4. The temperature dependence of the QO amplitude is discussed in Appendix C, but I couldn't see any discussion (or reference to this appendix) in the main text. Since the functional form of the temperature dependence of QOs is a major point of discussion for certain experiments (used to supposedly rule out or rule in certain explanations), it might be good for the authors to add a more prominent discussion to the main text. I think that the T-dependence here is not of the usual Lifshitz-Kosevich type, and elaborating on this point could be helpful.

  • validity: high
  • significance: high
  • originality: good
  • clarity: high
  • formatting: perfect
  • grammar: perfect

Author:  Andrew Allocca  on 2022-03-10  [id 2278]

(in reply to Report 1 by Brian Skinner on 2022-02-20)
Category:
answer to question

Thank you for this positive assessment and for these helpful comments. We answer these in the following, and have updated the paper accordingly.

1. It might be worth saying explicitly somewhere that you have set $\hbar$=1.

Thank you for pointing this out. Now fixed.

2. I would have liked to see more discussion of how your results compare/contrast with those of Ref. 21 by Patrick Lee. Similar conclusions seem to have been reached there for the case of excitonic insulators, but I can't immediately tell whether there is any disagreement.

There are several differences between our work and that of Patrick Lee in Ref. 21, but no obvious disagreement from what we can discern.
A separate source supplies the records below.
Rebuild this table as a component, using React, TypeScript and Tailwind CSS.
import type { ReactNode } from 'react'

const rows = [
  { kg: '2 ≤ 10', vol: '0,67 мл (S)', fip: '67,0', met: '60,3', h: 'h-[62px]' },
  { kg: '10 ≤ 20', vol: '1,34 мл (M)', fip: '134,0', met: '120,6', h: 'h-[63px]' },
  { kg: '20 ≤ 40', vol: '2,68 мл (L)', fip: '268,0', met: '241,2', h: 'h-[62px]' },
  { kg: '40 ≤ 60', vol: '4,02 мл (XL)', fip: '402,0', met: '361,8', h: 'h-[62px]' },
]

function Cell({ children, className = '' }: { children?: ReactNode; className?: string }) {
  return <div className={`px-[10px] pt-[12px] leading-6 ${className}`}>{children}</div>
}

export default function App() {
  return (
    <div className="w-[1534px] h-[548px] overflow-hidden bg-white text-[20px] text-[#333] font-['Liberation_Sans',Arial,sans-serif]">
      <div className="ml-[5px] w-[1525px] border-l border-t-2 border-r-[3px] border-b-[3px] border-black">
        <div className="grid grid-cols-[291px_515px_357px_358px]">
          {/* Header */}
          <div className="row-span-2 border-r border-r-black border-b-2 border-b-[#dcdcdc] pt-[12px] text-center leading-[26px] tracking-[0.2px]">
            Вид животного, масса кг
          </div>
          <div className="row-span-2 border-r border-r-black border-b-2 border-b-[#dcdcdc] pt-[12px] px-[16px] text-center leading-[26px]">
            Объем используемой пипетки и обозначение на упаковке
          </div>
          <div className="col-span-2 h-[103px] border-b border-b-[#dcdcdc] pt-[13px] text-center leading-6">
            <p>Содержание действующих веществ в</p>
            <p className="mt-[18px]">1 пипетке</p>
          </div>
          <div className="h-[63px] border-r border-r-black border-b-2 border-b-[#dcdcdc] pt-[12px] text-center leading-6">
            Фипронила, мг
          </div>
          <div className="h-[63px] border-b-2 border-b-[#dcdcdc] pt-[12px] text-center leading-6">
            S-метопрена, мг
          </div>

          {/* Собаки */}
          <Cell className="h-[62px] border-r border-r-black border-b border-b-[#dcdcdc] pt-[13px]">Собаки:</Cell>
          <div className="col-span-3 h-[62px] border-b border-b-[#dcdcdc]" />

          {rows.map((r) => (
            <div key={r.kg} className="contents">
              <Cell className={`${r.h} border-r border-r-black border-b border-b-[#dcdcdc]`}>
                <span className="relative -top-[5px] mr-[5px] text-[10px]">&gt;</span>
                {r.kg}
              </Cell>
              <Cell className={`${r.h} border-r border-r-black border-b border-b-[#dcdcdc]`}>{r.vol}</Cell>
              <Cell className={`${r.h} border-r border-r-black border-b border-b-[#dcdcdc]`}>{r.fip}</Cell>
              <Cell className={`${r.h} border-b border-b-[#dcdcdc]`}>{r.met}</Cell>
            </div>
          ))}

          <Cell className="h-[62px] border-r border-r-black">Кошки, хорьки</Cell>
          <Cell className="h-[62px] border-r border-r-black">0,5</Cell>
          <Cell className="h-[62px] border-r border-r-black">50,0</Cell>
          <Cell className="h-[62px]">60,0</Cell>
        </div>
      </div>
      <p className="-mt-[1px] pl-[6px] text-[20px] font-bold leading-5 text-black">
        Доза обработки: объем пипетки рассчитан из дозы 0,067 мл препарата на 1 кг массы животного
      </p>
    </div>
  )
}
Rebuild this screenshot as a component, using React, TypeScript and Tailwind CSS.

The first difference is simply the quantities that we each consider; we evaluate the free energy of the system allowing insight into thermodynamic quantities, while he is focused on transport, specifically the conductivity of the thermally activated population of charge carriers, being more directly interested in the measurements of Wang et al. on WTe2. Second, the oscillation of the gap with field strength that he considers is quite different from what we calculate. He considers the oscillations of the gap that arise from Landau quantization of a “rigid” band structure of hybridized particle and hole bands–rigid in the sense that the hybridization is fixed to equal the excitonic condensate order parameter at B=0. He defines the gap for B>0 as the energy between the highest Landau level in the lower band and the lowest Landau level in the upper band. This is similar to the oscillations found in the framework of Ref. 10.
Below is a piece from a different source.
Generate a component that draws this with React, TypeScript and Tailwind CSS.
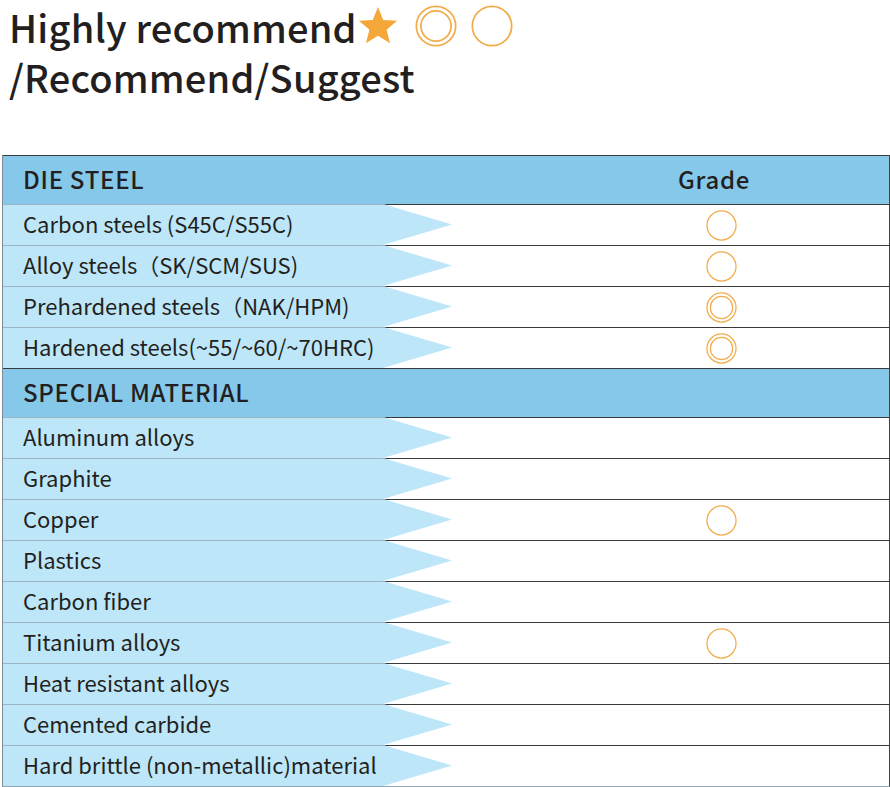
import React from 'react';

type Mark = 'none' | 'single' | 'double';

interface Row {
  label: string;
  mark: Mark;
}

const DIE_STEEL: Row[] = [
  { label: 'Carbon steels (S45C/S55C)', mark: 'single' },
  { label: 'Alloy steels（SK/SCM/SUS)', mark: 'single' },
  { label: 'Prehardened steels（NAK/HPM)', mark: 'double' },
  { label: 'Hardened steels(~55/~60/~70HRC)', mark: 'double' },
];

const SPECIAL: Row[] = [
  { label: 'Aluminum alloys', mark: 'none' },
  { label: 'Graphite', mark: 'none' },
  { label: 'Copper', mark: 'single' },
  { label: 'Plastics', mark: 'none' },
  { label: 'Carbon fiber', mark: 'none' },
  { label: 'Titanium alloys', mark: 'single' },
  { label: 'Heat resistant alloys', mark: 'none' },
  { label: 'Cemented carbide', mark: 'none' },
  { label: 'Hard brittle (non-metallic)material', mark: 'none' },
];

const Circle = ({ double = false, size = 31 }: { double?: boolean; size?: number }) => (
  <svg width={size} height={size} viewBox="0 0 32 32" className="block">
    <circle cx="16" cy="16" r="15" fill="none" stroke="#f2ac4a" strokeWidth="1.3" />
    {double && <circle cx="16" cy="16" r="11.5" fill="none" stroke="#f2ac4a" strokeWidth="1.3" />}
  </svg>
);

const Star = () => (
  <svg width="42" height="42" viewBox="0 0 24 24" className="block">
    <path
      d="M12 1.2l3 7.3 7.9.5-6 5.1 2 7.8L12 17.6l-6.9 4.3 2-7.8-6-5.1 7.9-.5z"
      fill="#f5a83a"
    />
  </svg>
);

// pentagon label cell: blue band with an arrow tip pointing at the grade column
const DataRow = ({ row }: { row: Row }) => (
  <div className="flex h-[41px] border-t border-[#3a3a3a] bg-white">
    <div className="w-[449px] shrink-0">
      <div className="-mt-px flex h-[41px] items-center border-t border-[#9bb4c2] bg-[#bde6f8] pb-[3px] pl-[20px] text-[22px] text-[#231f20] [clip-path:polygon(0_0,380px_0,449px_50%,380px_100%,0_100%)]">
        {row.label}
      </div>
    </div>
    <div className="flex flex-1 items-center pl-[254px]">
      {row.mark !== 'none' && <Circle double={row.mark === 'double'} />}
    </div>
  </div>
);

export default function App() {
  return (
    <div className="h-[787px] w-[890px] overflow-hidden bg-white font-['Noto_Sans_CJK_SC','Noto_Sans',sans-serif] text-[#231f20]">
      <div className="pl-[9px] pt-[2px] text-[38px] font-medium leading-[50px] tracking-[0.005em]">
        <div className="flex items-center">
          <span>Highly recommend</span>
          <span className="-mt-[2px]"><Star /></span>
          <span className="ml-[16px] -mt-[2px]"><Circle double size={42} /></span>
          <span className="ml-[14px] -mt-[2px]"><Circle size={42} /></span>
        </div>
        <div>/Recommend/Suggest</div>
      </div>

      <div className="ml-[2px] mt-[53px] w-[888px] border-b border-l border-r border-b-[#8fa6b4] border-l-[#7d8b94] border-r-[#444]">
        <div className="flex h-[49px] items-center border-t border-[#3a3a3a] bg-[#85c8ea] pb-[2px] text-[24px] font-medium tracking-[0.03em]">
          <div className="w-[452px] shrink-0 pl-[20px]">DIE STEEL</div>
          <div className="pl-[223px]">Grade</div>
        </div>
        {DIE_STEEL.map((r) => (
          <DataRow key={r.label} row={r} />
        ))}
        <div className="flex h-[49px] items-center border-t border-[#3a3a3a] bg-[#85c8ea] pb-[2px] pl-[20px] text-[24px] font-medium tracking-[0.03em]">
          SPECIAL MATERIAL
        </div>
        {SPECIAL.map((r) => (
          <DataRow key={r.label} row={r} />
        ))}
      </div>
    </div>
  );
}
In the present paper, we go beyond Ref. 21 (and Ref. 10) by considering the oscillatory nature of the excitonic order parameter itself by solving the linearized gap equation in the presence of a magnetic field, which then causes the band structure to change with B. One of our results is that considering only the B=0 rigid band structure is indeed sufficient to analyze the fundamental oscillation frequency of the free energy and therefore of thermodynamic properties. However that argument does not apply more broadly. It seems generically true that non-thermodynamic quantities such as transport should have a first-order contribution from the effects we identify. That is, there is, in general, an additional oscillatory contribution to the activation gap used Ref. 21 coming from this self-consistency (see Eqn (14) of the present paper).

3. In the vicinity of equation (6) the authors say that they are considering a "two-dimensional model", but it seems like the results are generally applicable in 3D and I can't immediately see why the two-dimensionality is necessary.
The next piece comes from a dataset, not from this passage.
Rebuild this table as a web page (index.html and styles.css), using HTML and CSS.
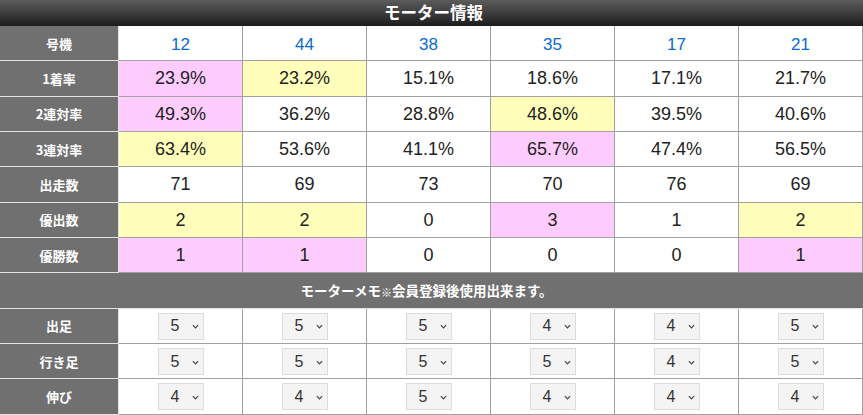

We call our model two-dimensional because we do not include any dispersion along $k_z$, which would be present in a full three-dimensional model. However, there is a straightforward and well understood procedure to extend 2d results like those we present to a full 3d system (see e.g. Shoenberg, Ref. 23) and we expect that doing so would not change the fundamental nature of our results—the fundamental frequency will remain unaffected, and interactions will still dominate higher harmonics for weak fields.

4. The temperature dependence of the QO amplitude is discussed in Appendix C, but I couldn't see any discussion (or reference to this appendix) in the main text. Since the functional form of the temperature dependence of QOs is a major point of discussion for certain experiments (used to supposedly rule out or rule in certain explanations), it might be good for the authors to add a more prominent discussion to the main text. I think that the T-dependence here is not of the usual Lifshitz-Kosevich type, and elaborating on this point could be helpful.

The T-dependence we find for the case of the excitonic insulator is certainly not of the usual Lifshitz-Kosevich type–we find activated dependence for $T \ll \Delta_0$. However, the range of temperatures for which our analysis applies is limited to be much smaller than the gap (it is not immediately clear what the corresponding temperature range is for the case of a Kondo insulator because there are two mean field parameters, though $T\ll\Delta$ seems a good estimate). To compare to the full T-dependence in experiments we would need to push to higher temperatures, where it would be crucial to include the thermal occupation of the upper band and hence the full dependence of the gap on T. We have no analytical result for this, so the role of these interaction effects on temperature would therefore require significant numerical work to establish. Because we know the size of the gap decreases with temperature, therefore lessening the Dingle damping, it is hard to even say if the size of the effect would be enhanced or further suppressed, and it is likely that pushing to higher T would necessitate a simultaneous push to stronger fields, i.e. $\omega \sim \Delta$. This is certainly an interesting avenue of research to consider, but saying anything firm that could relate to experiment is beyond the scope of this work.